From "gaga" to "water": Deb Roy, a scientist at MIT's Media Lab, installed cameras throughout his home to track the development of his infant son and family. More than five years later, he has 90,000 hours of video showing child development in extraordinary detail, including how his son learned and perfected pronunciation of the word "water," which he first pronounced "gaga" as a 1-year-old. In a "wow"-inducing video that ended his talk with a standing ovation, Roy is seen with his son as the camera captures his first series of extended steps.

Why doodling is vital: Sunni Brown made the case that doodling, far from being a waste of time, is an essential method of processing information that can lead to inventing new ideas and products. Tell that to your seventh-grade teacher.
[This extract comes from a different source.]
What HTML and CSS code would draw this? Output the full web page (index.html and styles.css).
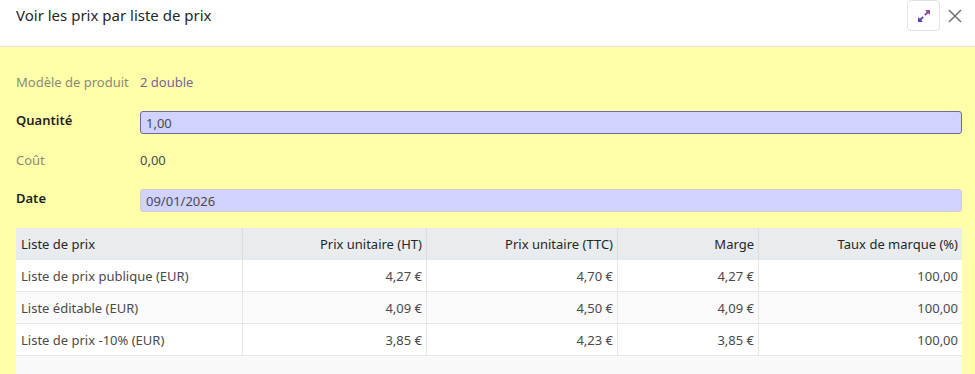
FILE: index.html
```html
<!DOCTYPE html>
<html lang="fr">
<head>
    <meta charset="UTF-8">
    <title>Voir les prix par liste de prix</title>
    <link rel="stylesheet" href="styles.css">
</head>
<body>
    <div class="modal">
        <div class="modal-header">
            <h4 class="modal-title">Voir les prix par liste de prix</h4>
            <div class="header-actions">
                <button class="expand-btn" title="Agrandir">
                    <svg width="14" height="14" viewBox="0 0 14 14">
                        <defs>
                            <linearGradient id="g" x1="0" y1="1" x2="1" y2="0">
                                <stop offset="0" stop-color="#4a3fb8"/>
                                <stop offset="1" stop-color="#a3479c"/>
                            </linearGradient>
                        </defs>
                        <path d="M8 1h5v5l-1.8-1.8-2.6 2.6-1.4-1.4 2.6-2.6zM6 13H1V8l1.8 1.8 2.6-2.6 1.4 1.4-2.6 2.6z" fill="url(#g)"/>
                    </svg>
                </button>
                <button class="close-btn" title="Fermer">
                    <svg width="14" height="14" viewBox="0 0 14 14">
                        <path d="M1 1L13 13M13 1L1 13" stroke="#707070" stroke-width="1.5"/>
                    </svg>
                </button>
            </div>
        </div>

        <div class="modal-body">
            <div class="field-row">
                <div class="field-label muted">Modèle de produit</div>
                <div class="field-value link">2 double</div>
            </div>
            <div class="field-row input-row">
                <div class="field-label strong">Quantité</div>
                <input class="field-input focused" type="text" value="1,00">
            </div>
            <div class="field-row">
                <div class="field-label muted">Coût</div>
                <div class="field-value">0,00</div>
            </div>
            <div class="field-row input-row">
                <div class="field-label strong">Date</div>
                <input class="field-input" type="text" value="09/01/2026">
            </div>

            <table class="price-table">
                <thead>
                    <tr>
                        <th class="col-name">Liste de prix</th>
                        <th class="num col-ht">Prix unitaire (HT)</th>
                        <th class="num col-ttc">Prix unitaire (TTC)</th>
                        <th class="num col-marge">Marge</th>
                        <th class="num">Taux de marque (%)</th>
                    </tr>
                </thead>
                <tbody>
                    <tr>
                        <td>Liste de prix publique (EUR)</td>
                        <td class="num">4,27 €</td>
                        <td class="num">4,70 €</td>
                        <td class="num">4,27 €</td>
                        <td class="num">100,00</td>
                    </tr>
                    <tr>
                        <td>Liste éditable (EUR)</td>
                        <td class="num">4,09 €</td>
                        <td class="num">4,50 €</td>
                        <td class="num">4,09 €</td>
                        <td class="num">100,00</td>
                    </tr>
                    <tr>
                        <td>Liste de prix -10% (EUR)</td>
                        <td class="num">3,85 €</td>
                        <td class="num">4,23 €</td>
                        <td class="num">3,85 €</td>
                        <td class="num">100,00</td>
                    </tr>
                </tbody>
            </table>
            <div class="table-filler"></div>
        </div>
    </div>
</body>
</html>
```

FILE: styles.css
```css
body {
    margin: 0;
    font-family: 'Noto Sans', sans-serif;
    font-size: 13px;
    color: #4a4a4a;
    background-color: #fff;
}
.modal {
    width: 975px;
    height: 374px;
    overflow: hidden;
}
.modal-header {
    display: flex;
    justify-content: space-between;
    align-items: flex-start;
    height: 47px;
    box-sizing: border-box;
    border-bottom: 1px solid #e4e4e4;
    padding: 0 13px 0 16px;
    background-color: #fff;
}
.modal-title {
    margin: 5px 0 0;
    font-size: 15px;
    font-weight: normal;
    color: #262626;
}
.header-actions {
    display: flex;
    align-items: flex-start;
    gap: 7px;
}
.expand-btn {
    width: 33px;
    height: 31px;
    box-sizing: border-box;
    border: 1px solid #e2e2e2;
    border-radius: 4px;
    background-color: #fff;
    display: flex;
    align-items: center;
    justify-content: center;
    padding: 0;
}
.close-btn {
    border: none;
    background: none;
    padding: 0;
    margin-top: 8px;
    width: 15px;
    height: 15px;
    display: flex;
    align-items: center;
    justify-content: center;
}
.modal-body {
    background-color: #ffffaa;
    padding: 23px 13px 0 16px;
    height: 327px;
    box-sizing: border-box;
}
.field-row {
    display: flex;
    align-items: center;
    min-height: 24px;
    margin-bottom: 12px;
}
.field-row.input-row {
    align-items: flex-start;
    padding-top: 5px;
    padding-bottom: 1px;
}
.field-label {
    width: 124px;
    flex-shrink: 0;
}
.field-label.muted {
    color: #8a8a7a;
}
.field-label.strong {
    color: #1f1f1f;
    font-weight: 600;
}
.field-value {
    color: #4a4a4a;
}
.field-value.link {
    color: #75688f;
}
.field-input {
    flex: 1;
    height: 23px;
    box-sizing: border-box;
    background-color: #d2d2ff;
    border: 1px solid #cfcfc6;
    border-radius: 3px;
    padding: 0 5px;
    font-family: inherit;
    font-size: 13px;
    color: #4a4a4a;
    outline: none;
}
.field-input.focused {
    border-color: #6e6a9e;
}
.price-table {
    width: 946px;
    margin-top: 14px;
    border-collapse: collapse;
    background-color: #fff;
}
.price-table th,
.price-table td {
    height: 31px;
    padding: 0 4px 0 5px;
    text-align: left;
    border-bottom: 1px solid #e6e6e6;
    border-right: 1px solid #e6e6e6;
}
.price-table th:last-child,
.price-table td:last-child {
    border-right: none;
}
.price-table th {
    background-color: #e9ecef;
    color: #262626;
    font-weight: normal;
    border-right-color: #dcdcdc;
}
.price-table tbody tr:nth-child(2) {
    background-color: #fafafa;
}
.price-table .num {
    text-align: right;
}
.col-name {
    width: 217px;
}
.col-ht {
    width: 174px;
}
.col-ttc {
    width: 181px;
}
.col-marge {
    width: 131px;
}
.table-filler {
    width: 946px;
    height: 40px;
    background-color: #f9f9f9;
}
```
A car executive who doesn't want to sell too many cars: Bill Ford, great-grandson of auto industry pioneer Henry Ford and executive chairman of Ford Motor Co., says he was warned when he joined the company in the 1970s not to "associate with known or suspected environmentalists." Ford has sought to put his company on a path toward reducing environmentally harmful emissions and now is focusing attention on the dangers presented by a world in which the number of cars could grow from 800 million to as many as 4 billion. He called for ideas to cope with rising congestion that could choke mobility. One idea: a smart network in which cars "talk" to each other. "A green traffic jam is still a traffic jam," Ford said.

A YouTube revolution in education: Salman Khan, a hedge fund analyst, used lessons he created on YouTube when he was based in Boston to tutor his cousins in New Orleans in math. Today, more than a million unique users a month go to the Khan Academy for chalkboard-style lessons narrated by Khan. He gave up hedge funds to run his nonprofit, which has created software that teachers can use to track students and help them master subjects on an individual basis. "You just got a glimpse of the future of education," said Bill Gates, who picked Khan as one of four speakers for a session he curated.

A devastating disease the world could eradicate: Epidemiologist Bruce Aylward, another speaker at Gates' session, said the world has made remarkable progress against polio. Twenty years ago, the virus paralyzed 1,000 children a day; today, the toll is 99% lower. Stamping out the remaining pockets of the disease is vital; if people blink at the challenge, Aylward said, the toll could spring back to 200,000 children a year.

A nation that is making massive progress on health care, poverty and transparency: Amina Az-Zubair, a special adviser to the president of Nigeria, is using a debt relief fund that provides a billion dollars a year to invest in projects that have sharply reduced child and maternal mortality, increased educational opportunity and attacked corruption. She said Nigeria is on track to meet the Millenium Development Goals for social and economic progress by 2015.

A life form that thrives on arsenic: NASA biochemist Felisa Wolfe-Simon is studying alternative forms of life that exist on Earth and could populate the universe. Her team found a microbe in California's Mono Lake whose growth is stimulated by arsenic, a toxic element.

What makes Bobby McFerrin wonder? The 60-year-old Grammy-winning singer and conductor's answer: "Waking up every morning."